### [Supplied material]

|---|

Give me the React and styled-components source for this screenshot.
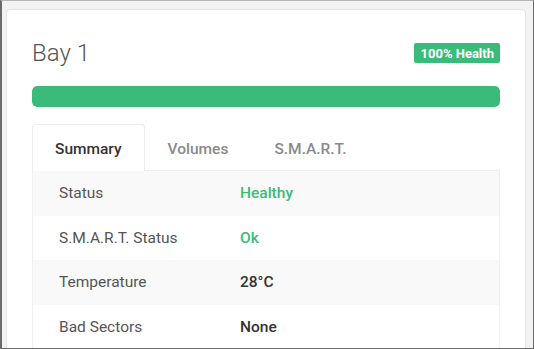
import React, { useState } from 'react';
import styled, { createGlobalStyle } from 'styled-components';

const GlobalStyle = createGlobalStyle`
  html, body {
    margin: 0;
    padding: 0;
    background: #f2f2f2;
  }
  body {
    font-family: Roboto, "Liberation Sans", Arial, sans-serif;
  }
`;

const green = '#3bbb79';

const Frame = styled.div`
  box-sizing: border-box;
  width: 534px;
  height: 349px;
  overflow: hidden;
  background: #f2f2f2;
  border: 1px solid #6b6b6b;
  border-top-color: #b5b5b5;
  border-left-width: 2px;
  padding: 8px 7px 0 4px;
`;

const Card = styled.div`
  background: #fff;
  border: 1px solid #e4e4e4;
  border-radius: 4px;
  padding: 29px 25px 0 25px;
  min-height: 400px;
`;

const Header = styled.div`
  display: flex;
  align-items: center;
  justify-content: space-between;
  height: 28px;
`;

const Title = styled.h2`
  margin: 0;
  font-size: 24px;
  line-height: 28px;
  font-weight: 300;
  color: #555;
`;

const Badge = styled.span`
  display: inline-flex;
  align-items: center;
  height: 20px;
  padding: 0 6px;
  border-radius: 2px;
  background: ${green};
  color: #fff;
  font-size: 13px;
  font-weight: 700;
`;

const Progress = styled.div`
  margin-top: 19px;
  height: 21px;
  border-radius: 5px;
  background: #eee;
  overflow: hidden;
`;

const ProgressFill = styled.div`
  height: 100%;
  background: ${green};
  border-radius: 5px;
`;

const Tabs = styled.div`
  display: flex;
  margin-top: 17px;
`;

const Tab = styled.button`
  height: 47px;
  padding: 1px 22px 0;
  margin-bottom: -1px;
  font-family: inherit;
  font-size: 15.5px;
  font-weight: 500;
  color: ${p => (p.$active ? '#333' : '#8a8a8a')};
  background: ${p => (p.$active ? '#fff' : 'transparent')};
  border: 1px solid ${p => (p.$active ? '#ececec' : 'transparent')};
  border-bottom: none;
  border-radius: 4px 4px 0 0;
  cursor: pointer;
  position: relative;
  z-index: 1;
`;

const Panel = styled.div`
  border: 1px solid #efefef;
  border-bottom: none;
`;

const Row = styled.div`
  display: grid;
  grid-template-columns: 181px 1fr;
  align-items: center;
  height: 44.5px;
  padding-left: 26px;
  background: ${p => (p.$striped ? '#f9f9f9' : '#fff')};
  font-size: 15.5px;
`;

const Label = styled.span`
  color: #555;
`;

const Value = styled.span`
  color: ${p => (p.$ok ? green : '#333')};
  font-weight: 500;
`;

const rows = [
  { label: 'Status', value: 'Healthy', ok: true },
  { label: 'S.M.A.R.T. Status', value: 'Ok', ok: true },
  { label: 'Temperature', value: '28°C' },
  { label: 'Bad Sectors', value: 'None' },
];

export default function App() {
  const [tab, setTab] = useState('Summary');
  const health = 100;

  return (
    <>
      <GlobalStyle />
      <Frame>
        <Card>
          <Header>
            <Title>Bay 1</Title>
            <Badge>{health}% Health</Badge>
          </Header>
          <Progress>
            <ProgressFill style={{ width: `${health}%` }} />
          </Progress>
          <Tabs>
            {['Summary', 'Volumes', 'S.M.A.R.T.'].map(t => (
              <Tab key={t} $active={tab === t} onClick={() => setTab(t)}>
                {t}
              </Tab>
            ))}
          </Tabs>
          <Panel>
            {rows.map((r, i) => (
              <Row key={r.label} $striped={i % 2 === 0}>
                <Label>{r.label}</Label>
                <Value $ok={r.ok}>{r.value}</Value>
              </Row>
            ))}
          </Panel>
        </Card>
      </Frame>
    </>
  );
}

|---|

### [Given problem]
Each line that contains the word "components" counts toward the total; give only that total.

### [The answer]
2